Taiyou Matsumoto, Number 5 – tome 1
Shogakukan & Kana-Dargaud (avec l'aide de Thibaud Desbief et Eric Montésinos)

Matsumoto, en plus d'avoir un superbe dessin et un univers très identifiable (tellement que quand il travaille avec des scénaristes, son univers déteint sur une histoire qu'il n'a pas écrit), travaille énormément sur les enchaînements de ses dessins. Il crée des ruptures de ton, des confrontations entre deux dessins qui ne devraient a priori pas se succéder, des coq-à-l’âne. Il cherche à rendre poétique l’enchaînement de plusieurs cases.

Peut-être bien que c’est imbitable, mais c’est poétique.

Pour autant, pour que cette juxtaposition inattendue produise le plus d’effet possible, Matsumoto soigne ses cases. 

Ça parait couillon à dire, mais ça peut aider. La forme des cases, leurs places dans la page, tout ça, sont AUSSI les reflets des sentiments que veut faire passer l’auteur. Les cases sont elles-mêmes une partie du dessin.

ATTENTION, C’EST ENCORE JAPONAIS, ÇA SE LIT ENCORE DE DROITE A GAUCHE.

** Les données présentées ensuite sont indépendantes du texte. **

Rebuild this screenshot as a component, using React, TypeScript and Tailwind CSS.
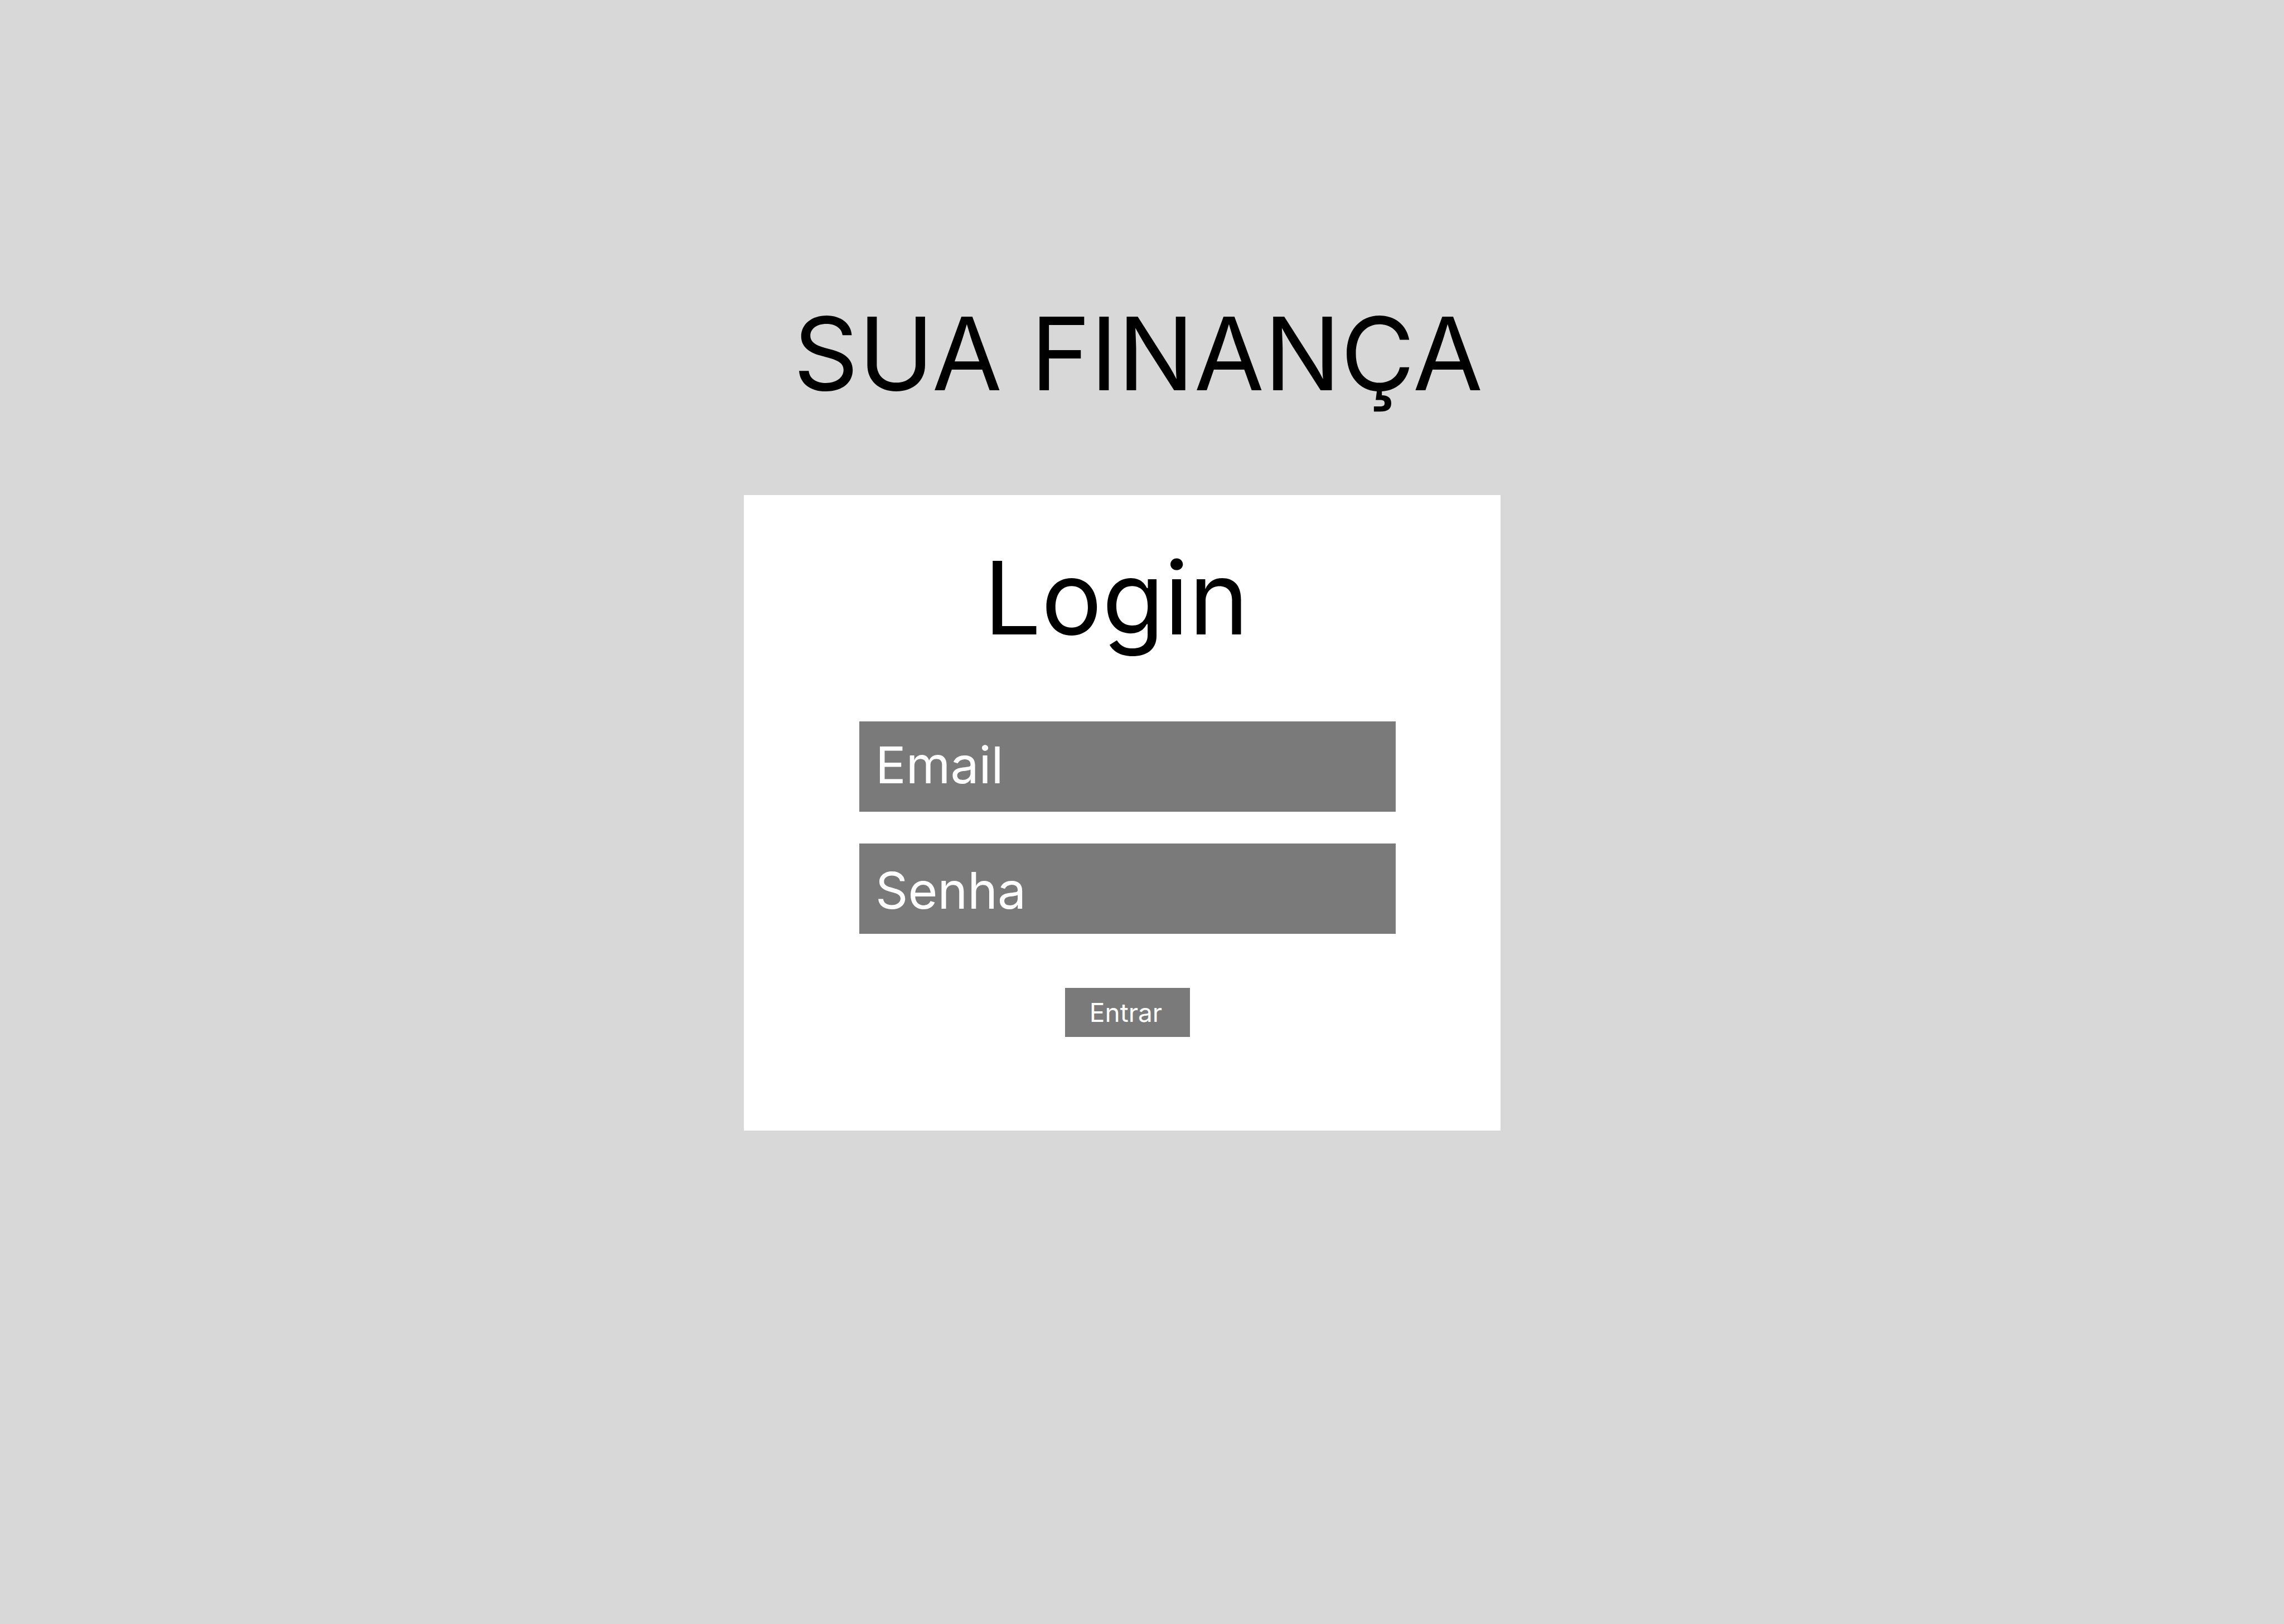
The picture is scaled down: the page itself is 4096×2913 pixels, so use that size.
import type { InputHTMLAttributes } from "react";

function Field({ className, ...props }: InputHTMLAttributes<HTMLInputElement>) {
  return (
    <input
      {...props}
      className={`h-[162px] w-full bg-[#7a7a7a] px-[29px] text-[91px] text-white outline-none placeholder:text-white placeholder:opacity-100 ${className}`}
    />
  );
}

export default function App() {
  return (
    <main className="flex min-h-screen flex-col items-center bg-[#d8d8d8] pt-[524px] pr-[71px] font-['Inter',sans-serif] text-black">
      <h1 className="mb-[144px] pl-[57px] text-[182px] leading-[220px] whitespace-nowrap">SUA FINANÇA</h1>
      <form
        className="flex w-full max-w-[1357px] flex-col items-center bg-white pt-[74px] pr-[188px] pb-[168px] pl-[207px]"
        onSubmit={(event) => event.preventDefault()}
      >
        <h2 className="mb-[112px] pr-[40px] text-[182px] leading-[220px]">Login</h2>
        <div className="flex w-full flex-col gap-[57px]">
          <Field type="email" name="email" aria-label="Email" placeholder="Email" className="pb-[6px]" />
          <Field type="password" name="senha" aria-label="Senha" placeholder="Senha" className="pt-[6px]" />
        </div>
        <button type="submit" className="mt-[97px] h-[88px] w-[224px] bg-[#7a7a7a] pr-[6px] text-[46px] text-white">
          Entrar
        </button>
      </form>
    </main>
  );
}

La première page est remplie de petites cases serrées aux bords tordus, dans un méli-mélo qui fait qu'on ne sait pas exactement comment tout lire. Exactement comme dans les pensées troublées des personnages, tout occupés à survivre. L’action se précipite, il se passe des tas de choses, les personnages ont l’esprit en surmultiplié, sans vraiment comprendre tout ce qui arrive (aucune des cases du haut n'est équilibrée, les dessins sont toujours coupés par les bords des cases, comme des actions que l’on percevrait du coin de l’œil). L’enchaînement des petites cases donne une impression de rapidité (alors que les grandes cases sont en général plus « contemplatives ») et la dernière grande case, après la fin de l’action, donne l’impression d’un relâchement de la tension. Plus que le sujet des différentes cases, ici, le sens est donné par leur taille, physique, dans la page ; et leurs compositions. On perçoit ce qui se passe dans la page avant de la lire en détail. Par exemple, à la page suivante :


L’action se relâche, et on peut passer à autre chose. L’esprit des protagonistes n’est plus concentré sur la lutte. Il peut vaquer ailleurs… Et le nôtre avec… Nous changeons donc de construction (de grandes cases avec du temps qui passe dedans) et de sujet (un nouveau personnage apparaît).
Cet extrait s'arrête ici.